> INFORMATION SUPPLIED

◇ ◇ ◇ ◇ ◇ ◇ ◇

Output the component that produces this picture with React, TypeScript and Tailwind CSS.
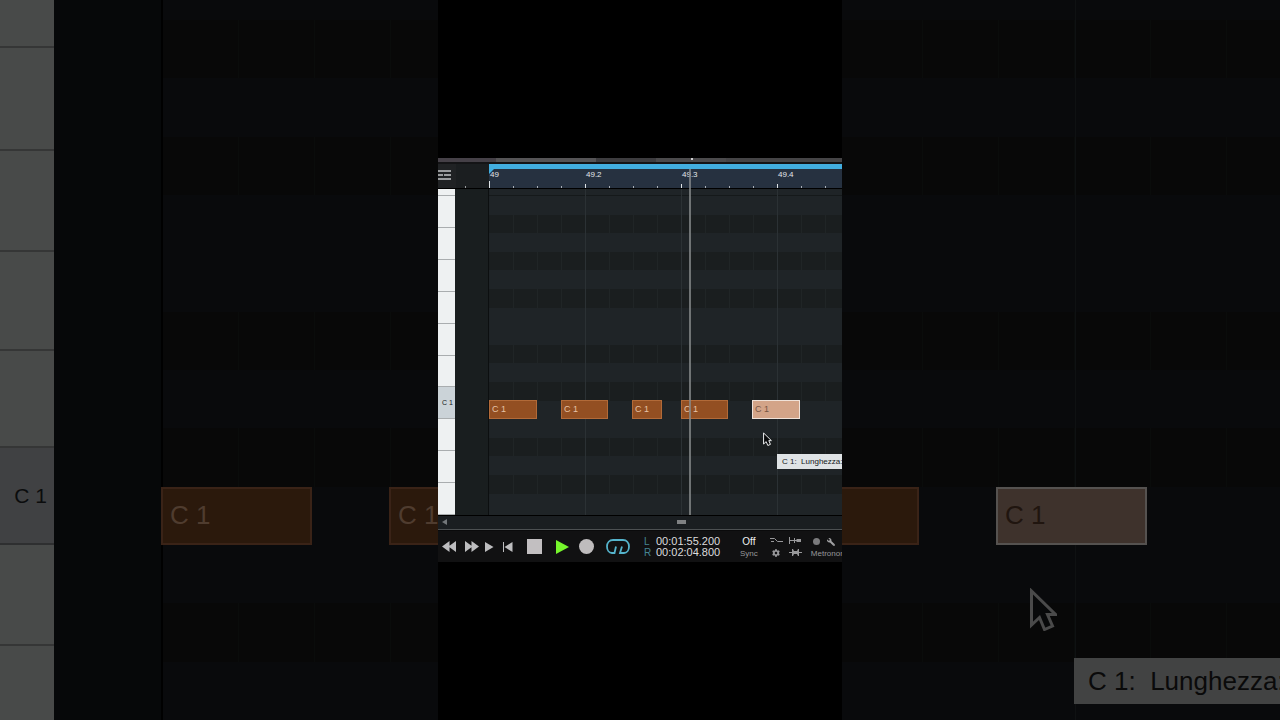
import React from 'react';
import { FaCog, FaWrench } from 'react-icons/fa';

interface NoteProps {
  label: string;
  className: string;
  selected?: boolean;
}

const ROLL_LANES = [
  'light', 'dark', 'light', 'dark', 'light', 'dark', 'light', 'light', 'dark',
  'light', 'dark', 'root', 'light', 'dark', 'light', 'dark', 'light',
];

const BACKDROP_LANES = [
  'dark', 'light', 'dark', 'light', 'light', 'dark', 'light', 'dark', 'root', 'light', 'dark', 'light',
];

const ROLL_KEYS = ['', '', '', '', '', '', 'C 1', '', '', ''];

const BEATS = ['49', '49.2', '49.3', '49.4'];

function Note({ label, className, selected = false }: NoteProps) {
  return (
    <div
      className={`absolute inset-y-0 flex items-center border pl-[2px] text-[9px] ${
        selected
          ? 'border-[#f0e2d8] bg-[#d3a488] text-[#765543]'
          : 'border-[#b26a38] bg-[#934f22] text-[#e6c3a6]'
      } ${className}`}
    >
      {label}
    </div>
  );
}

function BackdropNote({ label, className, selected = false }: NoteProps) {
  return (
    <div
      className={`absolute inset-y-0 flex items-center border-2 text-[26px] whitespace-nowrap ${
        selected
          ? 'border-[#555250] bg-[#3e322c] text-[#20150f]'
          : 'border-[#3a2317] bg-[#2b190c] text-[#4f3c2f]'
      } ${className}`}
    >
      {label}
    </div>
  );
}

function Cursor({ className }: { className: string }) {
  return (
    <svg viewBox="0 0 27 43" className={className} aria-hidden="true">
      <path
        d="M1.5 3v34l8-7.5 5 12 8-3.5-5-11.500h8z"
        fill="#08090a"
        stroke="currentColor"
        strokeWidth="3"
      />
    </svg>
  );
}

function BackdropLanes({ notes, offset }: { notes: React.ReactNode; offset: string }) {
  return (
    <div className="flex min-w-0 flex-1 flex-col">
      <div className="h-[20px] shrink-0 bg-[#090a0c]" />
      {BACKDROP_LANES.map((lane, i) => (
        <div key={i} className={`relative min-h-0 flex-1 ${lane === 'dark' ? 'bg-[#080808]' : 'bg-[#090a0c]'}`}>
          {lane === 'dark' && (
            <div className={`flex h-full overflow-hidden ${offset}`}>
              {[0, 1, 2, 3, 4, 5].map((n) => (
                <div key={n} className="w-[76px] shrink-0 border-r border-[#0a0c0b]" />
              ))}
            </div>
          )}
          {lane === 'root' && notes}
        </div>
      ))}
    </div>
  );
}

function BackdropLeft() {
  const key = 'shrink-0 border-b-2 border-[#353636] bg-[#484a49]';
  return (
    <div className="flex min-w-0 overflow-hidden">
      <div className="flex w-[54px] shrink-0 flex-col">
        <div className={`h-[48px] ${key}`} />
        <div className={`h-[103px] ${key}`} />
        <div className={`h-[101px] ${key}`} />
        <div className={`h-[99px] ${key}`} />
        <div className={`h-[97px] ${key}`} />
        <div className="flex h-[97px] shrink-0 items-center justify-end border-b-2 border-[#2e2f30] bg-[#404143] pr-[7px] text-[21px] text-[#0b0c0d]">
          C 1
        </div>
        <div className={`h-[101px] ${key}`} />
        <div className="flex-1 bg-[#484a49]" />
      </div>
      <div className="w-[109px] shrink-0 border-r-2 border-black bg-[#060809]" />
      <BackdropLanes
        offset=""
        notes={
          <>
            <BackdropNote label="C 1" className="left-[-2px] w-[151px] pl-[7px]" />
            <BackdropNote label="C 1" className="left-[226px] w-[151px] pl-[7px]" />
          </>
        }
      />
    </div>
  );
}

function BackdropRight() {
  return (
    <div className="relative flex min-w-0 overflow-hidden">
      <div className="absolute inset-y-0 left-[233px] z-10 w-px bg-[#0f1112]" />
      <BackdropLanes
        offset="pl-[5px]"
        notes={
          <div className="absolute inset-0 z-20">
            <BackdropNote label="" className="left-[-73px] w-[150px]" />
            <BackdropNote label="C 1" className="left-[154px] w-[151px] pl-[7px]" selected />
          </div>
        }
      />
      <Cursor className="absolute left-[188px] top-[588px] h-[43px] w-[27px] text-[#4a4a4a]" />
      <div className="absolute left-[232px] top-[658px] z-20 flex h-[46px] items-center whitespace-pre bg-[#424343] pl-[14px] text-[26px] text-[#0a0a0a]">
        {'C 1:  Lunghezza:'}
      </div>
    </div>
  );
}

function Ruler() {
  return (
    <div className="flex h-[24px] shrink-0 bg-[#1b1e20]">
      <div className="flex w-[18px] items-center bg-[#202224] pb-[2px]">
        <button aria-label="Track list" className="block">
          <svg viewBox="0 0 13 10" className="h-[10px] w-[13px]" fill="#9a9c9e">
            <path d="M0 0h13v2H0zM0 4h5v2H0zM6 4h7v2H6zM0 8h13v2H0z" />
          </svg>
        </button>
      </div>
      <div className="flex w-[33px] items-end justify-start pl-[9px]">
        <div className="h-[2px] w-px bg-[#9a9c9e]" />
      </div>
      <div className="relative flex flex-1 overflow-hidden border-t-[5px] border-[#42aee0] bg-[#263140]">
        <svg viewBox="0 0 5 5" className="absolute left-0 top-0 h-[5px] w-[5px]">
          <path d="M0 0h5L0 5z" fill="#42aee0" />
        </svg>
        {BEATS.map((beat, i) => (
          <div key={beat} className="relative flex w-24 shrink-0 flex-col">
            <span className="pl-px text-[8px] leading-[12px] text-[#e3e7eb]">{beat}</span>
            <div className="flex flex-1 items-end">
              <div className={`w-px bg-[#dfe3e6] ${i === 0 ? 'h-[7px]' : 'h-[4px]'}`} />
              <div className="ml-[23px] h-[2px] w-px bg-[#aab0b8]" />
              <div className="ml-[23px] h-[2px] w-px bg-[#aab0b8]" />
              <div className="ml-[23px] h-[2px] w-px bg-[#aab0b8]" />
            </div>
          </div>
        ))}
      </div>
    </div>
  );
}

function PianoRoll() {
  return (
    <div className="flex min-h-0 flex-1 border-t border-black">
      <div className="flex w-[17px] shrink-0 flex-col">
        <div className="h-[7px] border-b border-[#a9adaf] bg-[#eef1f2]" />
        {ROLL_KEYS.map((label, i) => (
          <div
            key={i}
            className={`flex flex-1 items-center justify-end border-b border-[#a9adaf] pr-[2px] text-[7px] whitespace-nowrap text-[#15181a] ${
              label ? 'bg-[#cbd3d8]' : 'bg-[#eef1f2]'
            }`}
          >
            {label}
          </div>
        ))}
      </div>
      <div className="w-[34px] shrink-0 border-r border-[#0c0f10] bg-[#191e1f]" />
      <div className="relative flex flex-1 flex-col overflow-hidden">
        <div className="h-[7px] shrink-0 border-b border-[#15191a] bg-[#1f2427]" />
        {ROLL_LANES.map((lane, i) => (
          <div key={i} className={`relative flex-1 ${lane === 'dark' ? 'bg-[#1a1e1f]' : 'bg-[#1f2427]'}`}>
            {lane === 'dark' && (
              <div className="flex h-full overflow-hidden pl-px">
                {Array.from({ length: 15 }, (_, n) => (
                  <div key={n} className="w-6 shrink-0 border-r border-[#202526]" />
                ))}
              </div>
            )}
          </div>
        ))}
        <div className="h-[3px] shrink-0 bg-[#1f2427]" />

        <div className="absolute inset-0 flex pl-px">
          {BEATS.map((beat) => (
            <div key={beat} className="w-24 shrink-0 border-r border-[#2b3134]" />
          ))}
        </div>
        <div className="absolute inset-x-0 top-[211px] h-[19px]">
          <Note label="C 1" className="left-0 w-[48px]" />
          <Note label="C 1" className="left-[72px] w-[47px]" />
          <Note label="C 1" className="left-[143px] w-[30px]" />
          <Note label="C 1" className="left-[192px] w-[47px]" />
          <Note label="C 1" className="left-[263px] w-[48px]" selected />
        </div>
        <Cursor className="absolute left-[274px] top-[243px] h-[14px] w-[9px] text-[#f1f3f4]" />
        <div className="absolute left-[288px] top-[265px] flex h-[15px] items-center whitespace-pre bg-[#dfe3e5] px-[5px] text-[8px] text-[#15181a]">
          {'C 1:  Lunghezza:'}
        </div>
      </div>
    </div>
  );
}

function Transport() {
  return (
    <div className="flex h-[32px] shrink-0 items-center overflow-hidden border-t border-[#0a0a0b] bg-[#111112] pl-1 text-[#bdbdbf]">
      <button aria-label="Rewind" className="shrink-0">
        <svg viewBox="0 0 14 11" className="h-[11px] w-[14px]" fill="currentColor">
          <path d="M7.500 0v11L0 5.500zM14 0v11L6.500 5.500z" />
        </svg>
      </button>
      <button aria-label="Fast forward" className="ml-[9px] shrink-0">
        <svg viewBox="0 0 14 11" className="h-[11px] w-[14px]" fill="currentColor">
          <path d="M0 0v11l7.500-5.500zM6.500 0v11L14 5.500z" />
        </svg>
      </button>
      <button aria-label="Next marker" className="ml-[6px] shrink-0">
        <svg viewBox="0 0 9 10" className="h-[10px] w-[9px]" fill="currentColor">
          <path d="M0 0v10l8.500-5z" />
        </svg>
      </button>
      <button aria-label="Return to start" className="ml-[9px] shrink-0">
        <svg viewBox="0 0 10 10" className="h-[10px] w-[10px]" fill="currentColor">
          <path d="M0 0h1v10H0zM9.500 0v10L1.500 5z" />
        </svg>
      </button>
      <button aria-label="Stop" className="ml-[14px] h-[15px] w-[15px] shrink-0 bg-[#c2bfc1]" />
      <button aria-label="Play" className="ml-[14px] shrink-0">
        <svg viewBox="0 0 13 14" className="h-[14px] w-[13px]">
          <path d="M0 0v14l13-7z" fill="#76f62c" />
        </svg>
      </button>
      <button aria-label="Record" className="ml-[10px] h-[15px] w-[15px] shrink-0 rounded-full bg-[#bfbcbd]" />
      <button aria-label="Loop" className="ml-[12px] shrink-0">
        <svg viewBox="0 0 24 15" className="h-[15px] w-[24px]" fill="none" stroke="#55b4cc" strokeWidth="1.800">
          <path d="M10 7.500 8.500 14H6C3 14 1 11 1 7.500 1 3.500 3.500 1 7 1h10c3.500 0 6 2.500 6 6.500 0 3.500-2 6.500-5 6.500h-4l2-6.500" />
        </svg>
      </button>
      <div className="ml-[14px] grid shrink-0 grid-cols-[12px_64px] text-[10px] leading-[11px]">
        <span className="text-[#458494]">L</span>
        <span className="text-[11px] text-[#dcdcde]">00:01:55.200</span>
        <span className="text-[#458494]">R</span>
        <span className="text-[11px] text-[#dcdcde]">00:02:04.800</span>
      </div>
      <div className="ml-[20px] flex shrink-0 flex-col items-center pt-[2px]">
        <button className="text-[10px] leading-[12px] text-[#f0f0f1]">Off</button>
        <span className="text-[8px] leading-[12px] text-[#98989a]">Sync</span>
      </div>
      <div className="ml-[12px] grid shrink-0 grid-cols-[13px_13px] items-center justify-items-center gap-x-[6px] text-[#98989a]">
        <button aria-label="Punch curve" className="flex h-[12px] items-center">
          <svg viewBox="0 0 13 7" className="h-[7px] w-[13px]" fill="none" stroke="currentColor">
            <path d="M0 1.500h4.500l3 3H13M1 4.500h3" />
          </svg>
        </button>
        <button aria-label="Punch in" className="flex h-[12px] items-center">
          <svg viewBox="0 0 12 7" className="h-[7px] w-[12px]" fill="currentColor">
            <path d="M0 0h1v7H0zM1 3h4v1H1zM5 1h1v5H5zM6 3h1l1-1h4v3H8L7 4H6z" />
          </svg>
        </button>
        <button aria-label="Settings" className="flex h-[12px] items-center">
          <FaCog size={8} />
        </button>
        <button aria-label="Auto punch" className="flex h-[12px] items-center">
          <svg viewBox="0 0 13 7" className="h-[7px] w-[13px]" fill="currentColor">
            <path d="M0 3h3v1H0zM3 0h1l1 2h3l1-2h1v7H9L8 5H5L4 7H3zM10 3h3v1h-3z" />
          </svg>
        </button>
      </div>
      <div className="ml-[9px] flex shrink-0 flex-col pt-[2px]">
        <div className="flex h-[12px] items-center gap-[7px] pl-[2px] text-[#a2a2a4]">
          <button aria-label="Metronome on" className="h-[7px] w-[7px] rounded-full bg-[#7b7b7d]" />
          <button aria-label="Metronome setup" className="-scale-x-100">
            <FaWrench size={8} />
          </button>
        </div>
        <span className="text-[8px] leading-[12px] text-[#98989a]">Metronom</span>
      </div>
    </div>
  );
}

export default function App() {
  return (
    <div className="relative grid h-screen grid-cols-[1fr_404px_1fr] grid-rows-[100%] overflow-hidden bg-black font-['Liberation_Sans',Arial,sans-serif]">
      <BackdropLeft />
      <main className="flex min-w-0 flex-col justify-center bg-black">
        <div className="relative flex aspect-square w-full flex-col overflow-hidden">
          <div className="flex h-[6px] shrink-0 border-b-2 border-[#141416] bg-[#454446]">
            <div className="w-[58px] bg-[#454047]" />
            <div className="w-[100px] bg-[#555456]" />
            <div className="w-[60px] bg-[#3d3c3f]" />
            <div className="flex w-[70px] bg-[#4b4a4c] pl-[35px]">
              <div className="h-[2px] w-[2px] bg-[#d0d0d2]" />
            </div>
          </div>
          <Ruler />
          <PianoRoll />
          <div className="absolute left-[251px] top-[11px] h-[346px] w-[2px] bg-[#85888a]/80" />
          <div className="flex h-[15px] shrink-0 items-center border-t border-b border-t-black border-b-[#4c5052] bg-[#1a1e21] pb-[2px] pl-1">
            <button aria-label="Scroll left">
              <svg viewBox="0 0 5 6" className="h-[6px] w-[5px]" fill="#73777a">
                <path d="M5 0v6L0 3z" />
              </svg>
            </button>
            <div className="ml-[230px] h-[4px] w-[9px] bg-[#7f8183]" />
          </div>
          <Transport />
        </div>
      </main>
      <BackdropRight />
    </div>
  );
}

◇ ◇ ◇ ◇ ◇ ◇ ◇

> YOUR TASK
Take the material above from its first line through the line holding "const BEATS = ['49', '49.2', '49.3', '49.4'];" and set it down exactly, without the pictures.

> COMPLETE OUTPUT
Output the component that produces this picture with React, TypeScript and Tailwind CSS.
import React from 'react';
import { FaCog, FaWrench } from 'react-icons/fa';

interface NoteProps {
  label: string;
  className: string;
  selected?: boolean;
}

const ROLL_LANES = [
  'light', 'dark', 'light', 'dark', 'light', 'dark', 'light', 'light', 'dark',
  'light', 'dark', 'root', 'light', 'dark', 'light', 'dark', 'light',
];

const BACKDROP_LANES = [
  'dark', 'light', 'dark', 'light', 'light', 'dark', 'light', 'dark', 'root', 'light', 'dark', 'light',
];

const ROLL_KEYS = ['', '', '', '', '', '', 'C 1', '', '', ''];

const BEATS = ['49', '49.2', '49.3', '49.4'];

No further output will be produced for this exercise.